A fellow Master Gardener once brought me a jug of fresh mint tea accompanied by a clump of chocolate mint to plant in my garden. The tea was delish and I happily found a sunny spot in the garden atop my small hügelkultur bed, where the fragrant herb could spread as a ground cover and keep the weeds at bay. It grew and I let it spread, as I often do with my plants, letting them drop their seeds and slink their roots around the garden as they want. This was good for a few years, but this year I’m starting to notice it might be time to take a bit more control over who sleeps with who in my garden, if you know what I mean.
The Echinops Ritro muscles its way through, multiplying and growing massively while pushing the timid Meadow Rue out of view. The tall silent Balloon Flowers suddenly have 3-foot tall off-spring interspersed among every species. The Bellflower reseeds itself in a new area each year so I never know whose bed I’ll find it in. We won’t even mention the way the Black-Eyed Susan’s get around, except that nothing is safe, nowhere. The raspberries – need I say more? Milkweed has decided it’s a regular garden plant and I find it sneaking in everywhere. Even the Cranesbill Geranium, who was shy at first, is getting around. Everyone wants a piece of the soil.
So I’m taking an hour each day to start thinning and taming these bunnies. Most of them can be plucked out with a firm grasp and tug at the plant base, except for the Echinops which actually bites me back when I try. I’m slowly separating the almost indistinguishable mass of Black-eye Susan Bellflower Yarrow Chive Clover mess. But today I tackled the Chocolate Mint. I never met such an opportunist that not only spread into and over the roots of other plants but also created a dense weave into and over itself that I literally need to cut through the 2” deep root carpet with a knife to pry it off the soil. And don’t be leaving any root remnants unless we want this party to start all over again.

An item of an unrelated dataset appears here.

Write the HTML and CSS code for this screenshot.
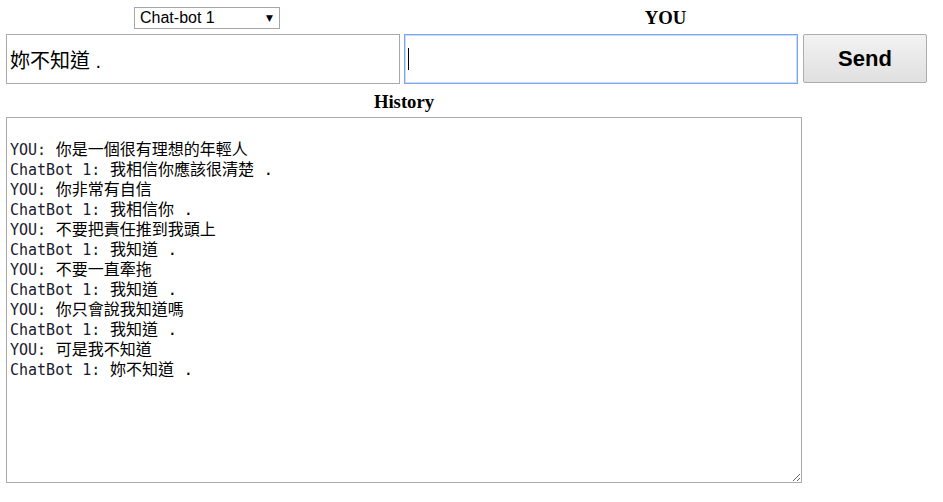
FILE: index.html
```html
<!DOCTYPE html>
<html lang="zh-Hant">
<head>
<meta charset="utf-8">
<title>Chat-bot</title>
<link rel="stylesheet" href="styles.css">
</head>
<body>
<div class="chat">
  <div class="top">
    <div class="bot-pick">
      <span class="select-wrap">
        <select class="bot-select"><option>Chat-bot 1</option><option>Chat-bot 2</option></select>
        <span class="select-arrow">&#9660;</span>
      </span>
    </div>
    <h3 class="you-title">YOU</h3>
    <div class="cell"><input class="reply" type="text" value="妳不知道 ." readonly></div>
    <div class="cell input-wrap"><input class="msg" type="text"><span class="caret"></span></div>
    <div class="cell"><button class="send" type="button">Send</button></div>
  </div>
  <section class="history">
    <h3 class="history-title">History</h3>
    <div class="log" role="textbox" aria-readonly="true">
      <div class="line"><span class="who">YOU:</span><span class="msg-text"> 你是一個很有理想的年輕人</span></div>
      <div class="line"><span class="who">ChatBot 1:</span><span class="msg-text"> 我相信你應該很清楚 .</span></div>
      <div class="line"><span class="who">YOU:</span><span class="msg-text"> 你非常有自信</span></div>
      <div class="line"><span class="who">ChatBot 1:</span><span class="msg-text"> 我相信你 .</span></div>
      <div class="line"><span class="who">YOU:</span><span class="msg-text"> 不要把責任推到我頭上</span></div>
      <div class="line"><span class="who">ChatBot 1:</span><span class="msg-text"> 我知道 .</span></div>
      <div class="line"><span class="who">YOU:</span><span class="msg-text"> 不要一直牽拖</span></div>
      <div class="line"><span class="who">ChatBot 1:</span><span class="msg-text"> 我知道 .</span></div>
      <div class="line"><span class="who">YOU:</span><span class="msg-text"> 你只會說我知道嗎</span></div>
      <div class="line"><span class="who">ChatBot 1:</span><span class="msg-text"> 我知道 .</span></div>
      <div class="line"><span class="who">YOU:</span><span class="msg-text"> 可是我不知道</span></div>
      <div class="line"><span class="who">ChatBot 1:</span><span class="msg-text"> 妳不知道 .</span></div>
    </div>
  </section>
</div>
</body>
</html>
```
FILE: styles.css
```css
html, body {
  margin: 0;
  padding: 0;
  background: #ffffff;
}

body {
  font-family: "Liberation Serif", "Noto Sans CJK TC", serif;
  color: #000000;
}

.chat {
  padding: 6px 0 0 6px;
}

.top {
  display: grid;
  grid-template-columns: 398px 399px 124px;
  grid-template-rows: 24px 50px;
  row-gap: 4px;
}

.bot-pick {
  display: flex;
  justify-content: center;
  align-items: center;
}

.select-wrap {
  position: relative;
  display: inline-block;
  margin-left: 4px;
}

.bot-select {
  -webkit-appearance: none;
  appearance: none;
  width: 146px;
  height: 22px;
  box-sizing: border-box;
  border: 1px solid #a6a6a6;
  border-radius: 0;
  background: #ffffff;
  padding: 0 0 0 5px;
  font-family: "Liberation Sans", Arial, sans-serif;
  font-size: 16px;
  color: #000000;
  line-height: 20px;
  outline: none;
}

.select-arrow {
  position: absolute;
  right: 7px;
  top: 6px;
  font-family: "DejaVu Sans", sans-serif;
  font-size: 9px;
  line-height: 10px;
  color: #000000;
  pointer-events: none;
}

.you-title {
  grid-column: 2 / 4;
  margin: 0;
  font-size: 18.7px;
  font-weight: bold;
  line-height: 24px;
  text-align: center;
}

.cell {
  display: flex;
}

.reply, .msg {
  width: 394px;
  height: 50px;
  box-sizing: border-box;
  margin: 0;
  padding: 0 3px;
  border: 1px solid #a9a9a9;
  border-radius: 0;
  font-family: "Liberation Sans", "Noto Sans CJK TC", sans-serif;
  font-size: 20px;
  color: #000000;
  background: #ffffff;
  outline: none;
}

.input-wrap {
  position: relative;
}

.msg {
  border-color: #7ba6ee;
  box-shadow: 0 0 0 1px #c9dcf8 inset;
}

.caret {
  position: absolute;
  left: 4px;
  top: 14px;
  width: 1px;
  height: 22px;
  background: #000000;
}

.send {
  width: 124px;
  height: 49px;
  margin: 0;
  padding: 0;
  box-sizing: border-box;
  border: 1px solid #acacac;
  border-radius: 2px;
  background: linear-gradient(#f2f2f2, #e0e0e0);
  font-family: "Liberation Sans", Arial, sans-serif;
  font-size: 22px;
  font-weight: bold;
  color: #000000;
}

.history {
  width: 796px;
}

.history-title {
  margin: 0;
  padding: 6px 0 3px;
  font-size: 18.7px;
  font-weight: bold;
  line-height: 24px;
  text-align: center;
}

.log {
  height: 366px;
  box-sizing: border-box;
  border: 1px solid #a9a9a9;
  padding: 22px 3px 2px 3px;
  overflow: auto;
  resize: both;
  line-height: 20px;
}

.line {
  height: 20px;
  white-space: pre;
}

.who {
  font-family: "DejaVu Sans Mono", monospace;
  font-size: 15px;
  color: #1a1a2e;
}

.msg-text {
  font-family: "DejaVu Sans Mono", "Noto Sans CJK TC", monospace;
  font-size: 16px;
  color: #000000;
}
```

It was during this three-hour Weed-Fest when it struck me. This SOB comes in here smelling all good and being all sweet and seduces me into planting it in some of the richest soil in my garden. And then when I’m not paying attention, it smothers everything in its path until it is the only thing left standing, all delicious and proud. WTF CHOCOLATE MINT?
This is the one – the specimen that will make me rethink who I plant where in the future. Just because it seems dreamy doesn’t mean it should get VIP seats to the all-you-can-eat buffet. Hell no. Those ones, the real resilient types, they can take the back row from now on because clearly, they will thrive anywhere and don’t need special treatment.
I have a massive mound of Chocolate Mint laying in my fire pit and still my little hügelkultur bed is smothered in it. So, as a friend, I’m saying, please come take some of my Chocolate Mint. But after enjoying it in watermelon salad, DON’T let it fool you into gaining nutrient-rich real estate in your garden. At best it deserves a high walled container or a sand pit on the far end of your yard.
My vegetable garden and I weren’t on talking terms this summer. Coming and going, I’d give it the side glance, occasionally noticing something bright to pick. Usually though, my son found the ripe fruits ready for picking. Indignantly, the plants thrived little less than usual as a result of the compost I’d laid heavily in the spring, when I was starving to dig in the dirt and high with visions of a heavily abundant harvest.
As a result of my negligence, I was the one who suffered most. The plants did their thing as I moped in front of the computer screen and inspiration was replaced with guilt.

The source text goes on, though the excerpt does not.